◆ What is needed ◆
Search the material and gather each line with "index" in it.

***

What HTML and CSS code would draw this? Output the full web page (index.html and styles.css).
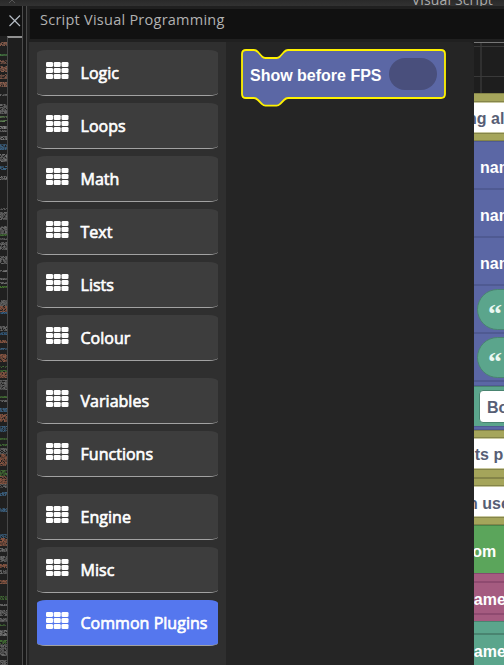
FILE: index.html
```html
<!DOCTYPE html>
<html lang="en">
<head>
<meta charset="utf-8">
<title>Script Visual Programming</title>
<link rel="stylesheet" href="styles.css">
</head>
<body>
<svg class="defs" width="0" height="0"><symbol id="grid" viewBox="0 0 23 18"><g fill="#fff"><rect x="0" y="0" width="7" height="5" rx="1.3"/><rect x="7.700" y="0" width="7" height="5" rx="1.3"/><rect x="15.500" y="0" width="7" height="5" rx="1.3"/><rect x="0" y="6" width="7" height="5" rx="1.3"/><rect x="7.700" y="6" width="7" height="5" rx="1.3"/><rect x="15.500" y="6" width="7" height="5" rx="1.3"/><rect x="0" y="12" width="7" height="5" rx="1.3"/><rect x="7.700" y="12" width="7" height="5" rx="1.3"/><rect x="15.500" y="12" width="7" height="5" rx="1.3"/></g></symbol></svg>
<div class="window">
  <header class="topbar">
    <svg class="notch" width="12" height="6" viewBox="0 0 12 6"><path d="M3 3 6 0 9 3" fill="none" stroke="#555"/></svg>
    <span class="window-title">Visual Script</span>
  </header>
  <div class="main">
    <aside class="editor">
      <div class="tab"><svg width="14" height="14" viewBox="0 0 14 14"><path d="M1.500 1.500 12 12M12 1.500 1.500 12" fill="none" stroke="#b5bcc4" stroke-width="1.2"/></svg></div>
      <div class="code"><svg class="minimap" id="minimap" width="7" height="629"></svg><div class="scroll"></div></div>
    </aside>
    <div class="splitter"></div>
    <section class="panel">
      <h1 class="title">Script Visual Programming</h1>
      <div class="workspace">
        <nav class="toolbox">
          <div class="cat"><svg><use href="#grid"/></svg><span>Logic</span></div>
          <div class="cat"><svg><use href="#grid"/></svg><span>Loops</span></div>
          <div class="cat"><svg><use href="#grid"/></svg><span>Math</span></div>
          <div class="cat"><svg><use href="#grid"/></svg><span>Text</span></div>
          <div class="cat"><svg><use href="#grid"/></svg><span>Lists</span></div>
          <div class="cat"><svg><use href="#grid"/></svg><span>Colour</span></div>
          <div class="cat gap"><svg><use href="#grid"/></svg><span>Variables</span></div>
          <div class="cat"><svg><use href="#grid"/></svg><span>Functions</span></div>
          <div class="cat gap"><svg><use href="#grid"/></svg><span>Engine</span></div>
          <div class="cat"><svg><use href="#grid"/></svg><span>Misc</span></div>
          <div class="cat selected"><svg><use href="#grid"/></svg><span>Common Plugins</span></div>
        </nav>
        <div class="flyout">
          <svg width="206" height="60" viewBox="0 0 206 60">
            <path d="M5 2H13Q15 2 17 4L21 8.500Q22.500 10 24.500 10H35.500Q37.500 10 39 8.500L43 4Q45 2 47 2H200Q204 2 204 6V46Q204 50 200 50H47Q45 50 43 52L39 56Q37.500 57.700 35.500 57.700H24.500Q22.500 57.700 21 56L17 52Q15 50 13 50H5Q1 50 1 46V6Q1 2 5 2Z" fill="#5b67a5" stroke="#fff200" stroke-width="1.8"/>
            <rect x="148" y="10" width="48" height="32" rx="16" fill="#494f7c"/>
            <text class="block-text" x="9" y="33" textLength="131.500">Show before FPS</text>
          </svg>
        </div>
        <div class="canvas">
          <div class="grid"></div>
          <div class="olive o1"></div>
          <div class="field f1"><span>ng all</span></div>
          <div class="olive o2"></div>
          <div class="blue">name</div>
          <div class="blue">name</div>
          <div class="blue">name</div>
          <div class="blue"><div class="pill">“</div></div>
          <div class="blue"><div class="pill">“</div></div>
          <div class="blue edge"></div>
          <div class="teal bool"><div class="input">Bo</div></div>
          <div class="blue foot"></div>
          <div class="olive o3"></div>
          <div class="field f2"><span>nts pr</span></div>
          <div class="olive o4"></div>
          <div class="olive o4"></div>
          <div class="field f3"><span>n use</span></div>
          <div class="olive o5"></div>
          <div class="green"><span>rom</span></div>
          <div class="pink"><span>name</span></div>
          <div class="teal last"><span>name</span></div>
        </div>
      </div>
    </section>
  </div>
</div>
<script src="script.js"></script>
</body>
</html>
```
FILE: styles.css
```css
* { box-sizing: border-box; }
body { margin: 0; background: #1e1e1e; overflow: hidden; font-family: "Open Sans", sans-serif; }
.defs { display: block; position: absolute; }
.window { width: 504px; height: 665px; overflow: hidden; display: flex; flex-direction: column; }
.topbar { height: 6px; flex: none; background: linear-gradient(#2a2a2a, #323232); display: flex; justify-content: space-between; align-items: flex-end; overflow: hidden; padding: 0 11px 0 6px; }
.window-title { color: #aaa; font-size: 14px; line-height: 20px; height: 20px; margin-bottom: -4px; letter-spacing: .15px; white-space: nowrap; }
.notch { flex: none; }
.main { flex: 1; display: flex; min-height: 0; }
.editor { width: 22px; display: flex; flex-direction: column; }
.tab { height: 30px; flex: none; background: #111; padding: 8px 0 0 8px; }
.tab svg { display: block; }
.code { flex: 1; display: flex; }
.minimap { flex: none; background: #202020; }
.scroll { flex: 1; border-left: 1px solid #474747; border-top: 2px solid #909090; background: #1e1e1e; }
.splitter { width: 5px; background: #181818; border: solid #4b4b4b; border-width: 0 1px; }
.panel { flex: 1; display: flex; flex-direction: column; background: #202020; min-width: 0; border-left: 2px solid #222; }
.title { flex: none; margin: 3px 0 0 1px; height: 30px; padding: 0 0 0 10px; background: #111; color: #b2b2b2; font-size: 14.5px; font-weight: 400; line-height: 22px; letter-spacing: .25px; white-space: nowrap; }
.workspace { flex: 1; display: flex; margin-top: 3px; min-height: 0; }
.toolbox { width: 197px; flex: none; background: #2f2f2f; padding: 8px 8px 0; display: flex; flex-direction: column; gap: 7px; }
.cat { height: 46px; flex: none; background: #3d3d3d; border-bottom: 1px solid #a2a2a2; border-radius: 9px / 3px; padding-left: 9px; display: flex; align-items: center; color: #fff; font-size: 16px; font-weight: 400; -webkit-text-stroke: .65px #fff; letter-spacing: .03px; white-space: nowrap; }
.cat svg { width: 23px; height: 18px; margin: 0 11.500px 3px 0; flex: none; }
.cat span { line-height: 22px; padding-top: 1px; }
.gap { margin-top: 10px; }
.selected { background: #5577ee; }
.flyout { width: 248px; flex: none; background: #252525; padding: 6px 0 0 15px; border-top-right-radius: 5px; }
.flyout svg { display: block; }
.block-text { font: bold 16px "Liberation Sans", sans-serif; fill: #fff; }
.canvas { width: 30px; flex: none; overflow: hidden; display: flex; flex-direction: column; color: #fff; font: bold 16px "Liberation Sans", sans-serif; }
.canvas > div { flex: none; white-space: nowrap; }
.grid { height: 51px; background: linear-gradient(#777, #777) 0 0/30px 1px no-repeat, linear-gradient(#393939, #393939) 0 4px/30px 1px no-repeat, linear-gradient(#393939, #393939) 0 34px/30px 1px no-repeat, linear-gradient(#303030, #303030) 6px 0/2px 52px no-repeat, #1e1e1e; }
.olive { background: #a5a55b; border: solid #858549; border-width: 1px 0; }
.o1 { height: 9px; }
.o2 { height: 8px; }
.o3 { height: 8px; }
.o4 { height: 9px; }
.o4 + .o4 { height: 8px; }
.o5 { height: 8px; }
.field { background: #fff; color: #575e75; display: flex; align-items: center; border: solid #c8c8a0; border-width: 1px 0; }
.f1 { height: 31px; padding-top: 3px; }
.f1 span { margin-left: -7px; }
.f2 { height: 31px; padding-top: 3px; }
.f2 span { margin-left: -9px; }
.f3 { height: 31px; padding-top: 4px; }
.f3 span { margin-left: -6px; }
.blue { height: 48px; background: #5b67a5; border: solid #4f5a92; border-width: 1px 0; padding: 0 0 0 6px; line-height: 51px; }
.blue:has(.pill) { padding: 3px 0 0 3px; }
.pill { width: 60px; height: 41px; border: 1px solid #4a8471; background: #5ba58c; border-radius: 21px; padding-left: 10px; color: #eaf8f2; font: bold 28px/47px "Liberation Serif", serif; }
.edge { height: 5px; }
.teal { background: #5ba58c; border-top: 1px solid #498470; }
.bool { height: 40px; padding: 3px 0 0 5px; }
.input { width: 40px; height: 33px; background: #fff; border: 1px solid #498470; border-radius: 4px; padding-left: 7px; color: #575e75; line-height: 34px; }
.foot { height: 4px; }
.green { height: 48px; background: #5ba55b; border-top: 1px solid #498449; line-height: 51px; }
.green span { margin-left: -8px; }
.pink { height: 48px; border-top: 1px solid #844970; background: linear-gradient(#8f4a70, #8f4a70) 0 7px/100% 2px no-repeat, linear-gradient(#8f4a70, #8f4a70) 0 39px/100% 2px no-repeat, #a55b80; line-height: 51px; }
.pink span, .last span { margin-left: -10px; }
.last { height: 45px; background: linear-gradient(#498470, #498470) 0 11px/100% 2px no-repeat, #5ba58c; line-height: 59px; }
```
FILE: script.js
```js
// Code minimap: [first row, last row, colour] for each run of lines.
const runs = [
  [42,45,"#a46d58"],[54,55,"#4f914b"],[60,63,"#956452"],[66,71,"#a46d58"],[74,78,"#956452"],[82,86,"#a46d58"],[94,95,"#777"],
  [104,113,"#777"],[116,117,"#6b965d"],[120,121,"#6b965d"],[126,128,"#999"],[130,131,"#777"],[136,139,"#888"],[144,149,"#427199"],[154,161,"#858585"],[166,169,"#4478a2"],[176,179,"#858585"],
  [208,209,"#666"],[212,219,"#777"],[226,233,"#777"],[234,235,"#497d38"],[238,239,"#666"],[242,249,"#777"],[256,263,"#777"],[270,271,"#888"],[278,279,"#888"],[282,283,"#888"],[286,287,"#4f8d35"],
  [300,305,"#777"],[306,311,"#a0624a"],[312,313,"#376b98"],[326,330,"#777"],[332,334,"#376b98"],[340,342,"#a0624a"],[348,349,"#427199"],[354,361,"#a0624a"],[366,367,"#497d38"],[370,371,"#497d38"],[372,377,"#a0624a"],[380,389,"#777"],[396,397,"#497d38"],
  [400,401,"#777"],[408,411,"#427199"],[414,421,"#a0624a"],[426,431,"#427199"],[438,439,"#497d38"],[444,445,"#497d38"],[448,453,"#777"],[454,465,"#a0624a"],[470,475,"#497d38"],[476,483,"#a0624a"],[484,487,"#777"],[492,495,"#427199"],[508,511,"#427199"],[534,537,"#427199"],[538,545,"#a0624a"],[548,551,"#777"],[556,561,"#777"],[564,567,"#a0624a"],[570,573,"#777"],[580,583,"#a0624a"],
  [596,599,"#497d38"],[604,605,"#888"],[610,615,"#777"],[618,621,"#777"],[624,625,"#497d38"],[630,635,"#888"],[640,643,"#497d38"],[644,655,"#777"],[660,664,"#777"]
];
let seed = 7;
const rand = () => (seed = (seed * 16807) % 2147483647) / 2147483647;
const map = document.getElementById("minimap");
for (const [from, to, colour] of runs) {
  for (let y = from; y <= to; y++) {
    for (let x = 0; x < 7; x++) {
      if (rand() < 0.12) continue;
      const r = document.createElementNS("http://www.w3.org/2000/svg", "rect");
      r.setAttribute("x", x);
      r.setAttribute("y", y - 36);
      r.setAttribute("width", 1);
      r.setAttribute("height", 1);
      r.setAttribute("fill", colour);
      r.setAttribute("opacity", (0.35 + rand() * 0.5).toFixed(2));
      map.appendChild(r);
    }
  }
}
```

***

◆ Output of the exercise ◆
What HTML and CSS code would draw this? Output the full web page (index.html and styles.css).
FILE: index.html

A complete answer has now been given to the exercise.